▸ **YOUR OBJECTIVE**: Write the data below out exactly as it stands. Do not include the pictures.

▸ **DATA EXCERPT**:

______________________________

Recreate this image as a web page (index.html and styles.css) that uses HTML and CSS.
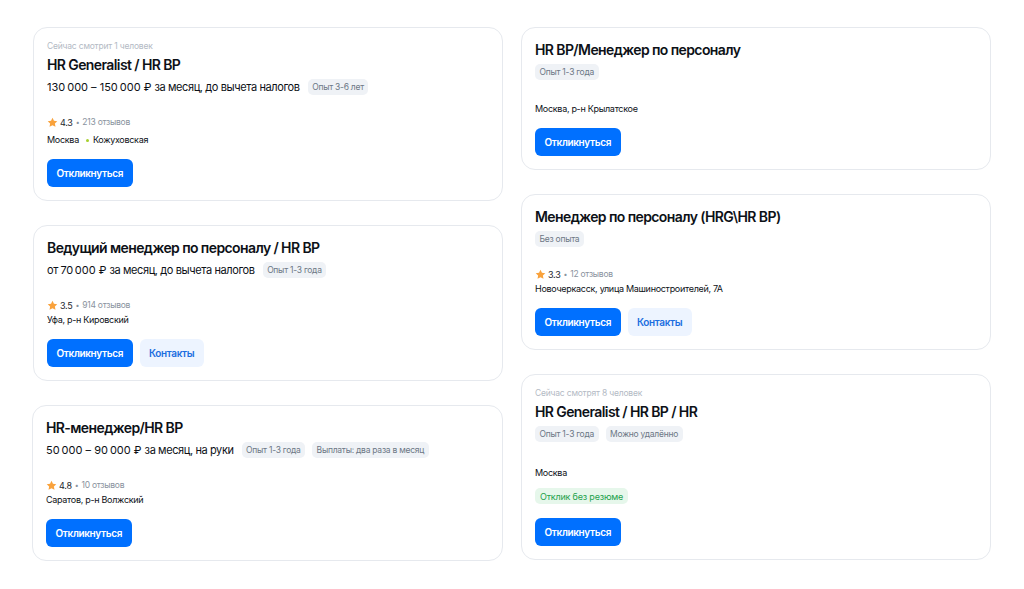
FILE: index.html
```html
<!DOCTYPE html>
<html lang="ru">
<head>
<meta charset="utf-8">
<title>Вакансии</title>
<link rel="stylesheet" href="styles.css">
</head>
<body>
<div class="page">
  <div class="col">
    <div class="card">
      <div class="viewers">Сейчас смотрит 1 человек</div>
      <div class="title">HR Generalist / HR BP</div>
      <div class="row">
        <span class="salary">130&#8239;000 – 150&#8239;000 ₽ за месяц, до вычета налогов</span>
        <span class="tag">Опыт 3-6 лет</span>
      </div>
      <div class="rating"><svg class="star" viewBox="0 0 24 24"><path d="M12 1.5l3.2 6.6 7.2 1-5.2 5.1 1.3 7.2L12 18l-6.5 3.4 1.3-7.2L1.6 9.1l7.2-1z"/></svg><span class="rate">4.3</span><span class="dot">•</span><span class="reviews">213 отзывов</span></div>
      <div class="loc loc-metro">Москва<span class="metro"></span>Кожуховская</div>
      <div class="actions"><button class="btn">Откликнуться</button></div>
    </div>
    <div class="card">
      <div class="title">Ведущий менеджер по персоналу / HR BP</div>
      <div class="row">
        <span class="salary">от 70&#8239;000 ₽ за месяц, до вычета налогов</span>
        <span class="tag">Опыт 1-3 года</span>
      </div>
      <div class="rating"><svg class="star" viewBox="0 0 24 24"><path d="M12 1.5l3.2 6.6 7.2 1-5.2 5.1 1.3 7.2L12 18l-6.5 3.4 1.3-7.2L1.6 9.1l7.2-1z"/></svg><span class="rate">3.5</span><span class="dot">•</span><span class="reviews">914 отзывов</span></div>
      <div class="loc">Уфа, р-н Кировский</div>
      <div class="actions"><button class="btn">Откликнуться</button><button class="btn btn-light">Контакты</button></div>
    </div>
    <div class="card card-shift">
      <div class="title">HR-менеджер/HR BP</div>
      <div class="row">
        <span class="salary">50&#8239;000 – 90&#8239;000 ₽ за месяц, на руки</span>
        <span class="tag">Опыт 1-3 года</span>
        <span class="tag">Выплаты: два раза в месяц</span>
      </div>
      <div class="rating"><svg class="star" viewBox="0 0 24 24"><path d="M12 1.5l3.2 6.6 7.2 1-5.2 5.1 1.3 7.2L12 18l-6.5 3.4 1.3-7.2L1.6 9.1l7.2-1z"/></svg><span class="rate">4.8</span><span class="dot">•</span><span class="reviews">10 отзывов</span></div>
      <div class="loc">Саратов, р-н Волжский</div>
      <div class="actions"><button class="btn">Откликнуться</button></div>
    </div>
  </div>
  <div class="col">
    <div class="card">
      <div class="title">HR BP/Менеджер по персоналу</div>
      <div class="row"><span class="tag">Опыт 1-3 года</span></div>
      <div class="loc loc-first">Москва, р-н Крылатское</div>
      <div class="actions"><button class="btn">Откликнуться</button></div>
    </div>
    <div class="card">
      <div class="title">Менеджер по персоналу (HRG\HR BP)</div>
      <div class="row"><span class="tag">Без опыта</span></div>
      <div class="rating"><svg class="star" viewBox="0 0 24 24"><path d="M12 1.5l3.2 6.6 7.2 1-5.2 5.1 1.3 7.2L12 18l-6.5 3.4 1.3-7.2L1.6 9.1l7.2-1z"/></svg><span class="rate">3.3</span><span class="dot">•</span><span class="reviews">12 отзывов</span></div>
      <div class="loc">Новочеркасск, улица Машиностроителей, 7А</div>
      <div class="actions"><button class="btn">Откликнуться</button><button class="btn btn-light">Контакты</button></div>
    </div>
    <div class="card card-last">
      <div class="viewers">Сейчас смотрят 8 человек</div>
      <div class="title">HR Generalist / HR BP / HR</div>
      <div class="row">
        <span class="tag">Опыт 1-3 года</span>
        <span class="tag">Можно удалённо</span>
      </div>
      <div class="loc loc-wide">Москва</div>
      <div class="green-tag">Отклик без резюме</div>
      <div class="actions actions-green"><button class="btn">Откликнуться</button></div>
    </div>
  </div>
</div>
</body>
</html>
```

FILE: styles.css
```css
* { box-sizing: border-box; }
body {
  margin: 0;
  background: #ffffff;
  font-family: Inter, "Noto Sans", Arial, sans-serif;
  color: #0d1117;
}
.page {
  display: flex;
  gap: 18px;
  padding: 27px 33px;
}
.col {
  width: 470px;
  display: flex;
  flex-direction: column;
  gap: 24px;
}
.card {
  border: 1px solid #e6e9ee;
  border-radius: 14px;
  padding: 12px 12px 13px 13px;
  background: #fff;
}
.card-shift { margin-left: -1px; }
.viewers {
  font-size: 8.5px;
  line-height: 12px;
  color: #b3bac4;
  letter-spacing: -0.2px;
  margin-bottom: 3px;
}
.title {
  font-size: 14px;
  line-height: 20px;
  font-weight: 600;
  color: #0d1117;
  letter-spacing: -0.6px;
}
.row {
  margin-top: 2px;
  height: 20px;
  display: flex;
  align-items: center;
  gap: 7px;
}
.salary {
  font-size: 11px;
  letter-spacing: -0.4px;
  color: #0d1117;
  margin-right: 1px;
}
.tag {
  display: inline-flex;
  align-items: center;
  height: 16px;
  padding: 0 4.5px;
  border-radius: 5px;
  background: #eff2f6;
  color: #6c7785;
  font-size: 8.5px;
  letter-spacing: -0.25px;
}
.rating {
  margin-top: 18px;
  height: 14px;
  display: flex;
  align-items: center;
  font-size: 8.5px;
  letter-spacing: -0.25px;
}
.star {
  width: 11px;
  height: 11px;
  fill: #f9a23c;
  margin-right: 2px;
}
.rate { color: #23272e; font-size: 9px; }
.dot { color: #8a939e; margin: 0 3px; font-size: 7px; }
.reviews { color: #8a939e; }
.loc {
  margin-top: 1px;
  font-size: 9px;
  letter-spacing: -0.3px;
  line-height: 14px;
  color: #0d1117;
  display: flex;
  align-items: center;
}
.loc-metro { margin-top: 4px; }
.loc-first { margin-top: 20px; }
.loc-wide { margin-top: 22px; }
.metro {
  width: 3px;
  height: 3px;
  border-radius: 50%;
  background: #a6cf2c;
  margin: 0 4px 0 7px;
}
.green-tag {
  margin-top: 8px;
  display: inline-flex;
  align-items: center;
  height: 16px;
  padding: 0 5px;
  border-radius: 5px;
  background: #e6f7eb;
  color: #1da24c;
  font-size: 9px;
  letter-spacing: -0.2px;
}
.actions {
  margin-top: 12px;
  display: flex;
  gap: 7px;
}
.actions-green { margin-top: 14px; }
.btn {
  height: 28px;
  padding: 0 9.5px;
  border: none;
  border-radius: 6px;
  background: #0070ff;
  color: #fff;
  font-family: inherit;
  font-size: 10px;
  letter-spacing: -0.35px;
  font-weight: 600;
}
.btn-light {
  background: #edf4ff;
  color: #1b6ee0;
}
```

______________________________

▸ **OUTPUT FOR THIS TASK**:
Recreate this image as a web page (index.html and styles.css) that uses HTML and CSS.
FILE: index.html
```html
<!DOCTYPE html>
<html lang="ru">
<head>
<meta charset="utf-8">
<title>Вакансии</title>
<link rel="stylesheet" href="styles.css">
</head>
<body>
<div class="page">
  <div class="col">
    <div class="card">
      <div class="viewers">Сейчас смотрит 1 человек</div>
      <div class="title">HR Generalist / HR BP</div>
      <div class="row">
        <span class="salary">130&#8239;000 – 150&#8239;000 ₽ за месяц, до вычета налогов</span>
        <span class="tag">Опыт 3-6 лет</span>
      </div>
      <div class="rating"><svg class="star" viewBox="0 0 24 24"><path d="M12 1.5l3.2 6.6 7.2 1-5.2 5.1 1.3 7.2L12 18l-6.5 3.4 1.3-7.2L1.6 9.1l7.2-1z"/></svg><span class="rate">4.3</span><span class="dot">•</span><span class="reviews">213 отзывов</span></div>
      <div class="loc loc-metro">Москва<span class="metro"></span>Кожуховская</div>
      <div class="actions"><button class="btn">Откликнуться</button></div>
    </div>
    <div class="card">
      <div class="title">Ведущий менеджер по персоналу / HR BP</div>
      <div class="row">
        <span class="salary">от 70&#8239;000 ₽ за месяц, до вычета налогов</span>
        <span class="tag">Опыт 1-3 года</span>
      </div>
      <div class="rating"><svg class="star" viewBox="0 0 24 24"><path d="M12 1.5l3.2 6.6 7.2 1-5.2 5.1 1.3 7.2L12 18l-6.5 3.4 1.3-7.2L1.6 9.1l7.2-1z"/></svg><span class="rate">3.5</span><span class="dot">•</span><span class="reviews">914 отзывов</span></div>
      <div class="loc">Уфа, р-н Кировский</div>
      <div class="actions"><button class="btn">Откликнуться</button><button class="btn btn-light">Контакты</button></div>
    </div>
    <div class="card card-shift">
      <div class="title">HR-менеджер/HR BP</div>
      <div class="row">
        <span class="salary">50&#8239;000 – 90&#8239;000 ₽ за месяц, на руки</span>
        <span class="tag">Опыт 1-3 года</span>
        <span class="tag">Выплаты: два раза в месяц</span>
      </div>
      <div class="rating"><svg class="star" viewBox="0 0 24 24"><path d="M12 1.5l3.2 6.6 7.2 1-5.2 5.1 1.3 7.2L12 18l-6.5 3.4 1.3-7.2L1.6 9.1l7.2-1z"/></svg><span class="rate">4.8</span><span class="dot">•</span><span class="reviews">10 отзывов</span></div>
      <div class="loc">Саратов, р-н Волжский</div>
      <div class="actions"><button class="btn">Откликнуться</button></div>
    </div>
  </div>
  <div class="col">
    <div class="card">
      <div class="title">HR BP/Менеджер по персоналу</div>
      <div class="row"><span class="tag">Опыт 1-3 года</span></div>
      <div class="loc loc-first">Москва, р-н Крылатское</div>
      <div class="actions"><button class="btn">Откликнуться</button></div>
    </div>
    <div class="card">
      <div class="title">Менеджер по персоналу (HRG\HR BP)</div>
      <div class="row"><span class="tag">Без опыта</span></div>
      <div class="rating"><svg class="star" viewBox="0 0 24 24"><path d="M12 1.5l3.2 6.6 7.2 1-5.2 5.1 1.3 7.2L12 18l-6.5 3.4 1.3-7.2L1.6 9.1l7.2-1z"/></svg><span class="rate">3.3</span><span class="dot">•</span><span class="reviews">12 отзывов</span></div>
      <div class="loc">Новочеркасск, улица Машиностроителей, 7А</div>
      <div class="actions"><button class="btn">Откликнуться</button><button class="btn btn-light">Контакты</button></div>
    </div>
    <div class="card card-last">
      <div class="viewers">Сейчас смотрят 8 человек</div>
      <div class="title">HR Generalist / HR BP / HR</div>
      <div class="row">
        <span class="tag">Опыт 1-3 года</span>
        <span class="tag">Можно удалённо</span>
      </div>
      <div class="loc loc-wide">Москва</div>
      <div class="green-tag">Отклик без резюме</div>
      <div class="actions actions-green"><button class="btn">Откликнуться</button></div>
    </div>
  </div>
</div>
</body>
</html>
```

FILE: styles.css
```css
* { box-sizing: border-box; }
body {
  margin: 0;
  background: #ffffff;
  font-family: Inter, "Noto Sans", Arial, sans-serif;
  color: #0d1117;
}
.page {
  display: flex;
  gap: 18px;
  padding: 27px 33px;
}
.col {
  width: 470px;
  display: flex;
  flex-direction: column;
  gap: 24px;
}
.card {
  border: 1px solid #e6e9ee;
  border-radius: 14px;
  padding: 12px 12px 13px 13px;
  background: #fff;
}
.card-shift { margin-left: -1px; }
.viewers {
  font-size: 8.5px;
  line-height: 12px;
  color: #b3bac4;
  letter-spacing: -0.2px;
  margin-bottom: 3px;
}
.title {
  font-size: 14px;
  line-height: 20px;
  font-weight: 600;
  color: #0d1117;
  letter-spacing: -0.6px;
}
.row {
  margin-top: 2px;
  height: 20px;
  display: flex;
  align-items: center;
  gap: 7px;
}
.salary {
  font-size: 11px;
  letter-spacing: -0.4px;
  color: #0d1117;
  margin-right: 1px;
}
.tag {
  display: inline-flex;
  align-items: center;
  height: 16px;
  padding: 0 4.5px;
  border-radius: 5px;
  background: #eff2f6;
  color: #6c7785;
  font-size: 8.5px;
  letter-spacing: -0.25px;
}
.rating {
  margin-top: 18px;
  height: 14px;
  display: flex;
  align-items: center;
  font-size: 8.5px;
  letter-spacing: -0.25px;
}
.star {
  width: 11px;
  height: 11px;
  fill: #f9a23c;
  margin-right: 2px;
}
.rate { color: #23272e; font-size: 9px; }
.dot { color: #8a939e; margin: 0 3px; font-size: 7px; }
.reviews { color: #8a939e; }
.loc {
  margin-top: 1px;
  font-size: 9px;
  letter-spacing: -0.3px;
  line-height: 14px;
  color: #0d1117;
  display: flex;
  align-items: center;
}
.loc-metro { margin-top: 4px; }
.loc-first { margin-top: 20px; }
.loc-wide { margin-top: 22px; }
.metro {
  width: 3px;
  height: 3px;
  border-radius: 50%;
  background: #a6cf2c;
  margin: 0 4px 0 7px;
}
.green-tag {
  margin-top: 8px;
  display: inline-flex;
  align-items: center;
  height: 16px;
  padding: 0 5px;
  border-radius: 5px;
  background: #e6f7eb;
  color: #1da24c;
  font-size: 9px;
  letter-spacing: -0.2px;
}
.actions {
  margin-top: 12px;
  display: flex;
  gap: 7px;
}
.actions-green { margin-top: 14px; }
.btn {
  height: 28px;
  padding: 0 9.5px;
  border: none;
  border-radius: 6px;
  background: #0070ff;
  color: #fff;
  font-family: inherit;
  font-size: 10px;
  letter-spacing: -0.35px;
  font-weight: 600;
}
.btn-light {
  background: #edf4ff;
  color: #1b6ee0;
}
```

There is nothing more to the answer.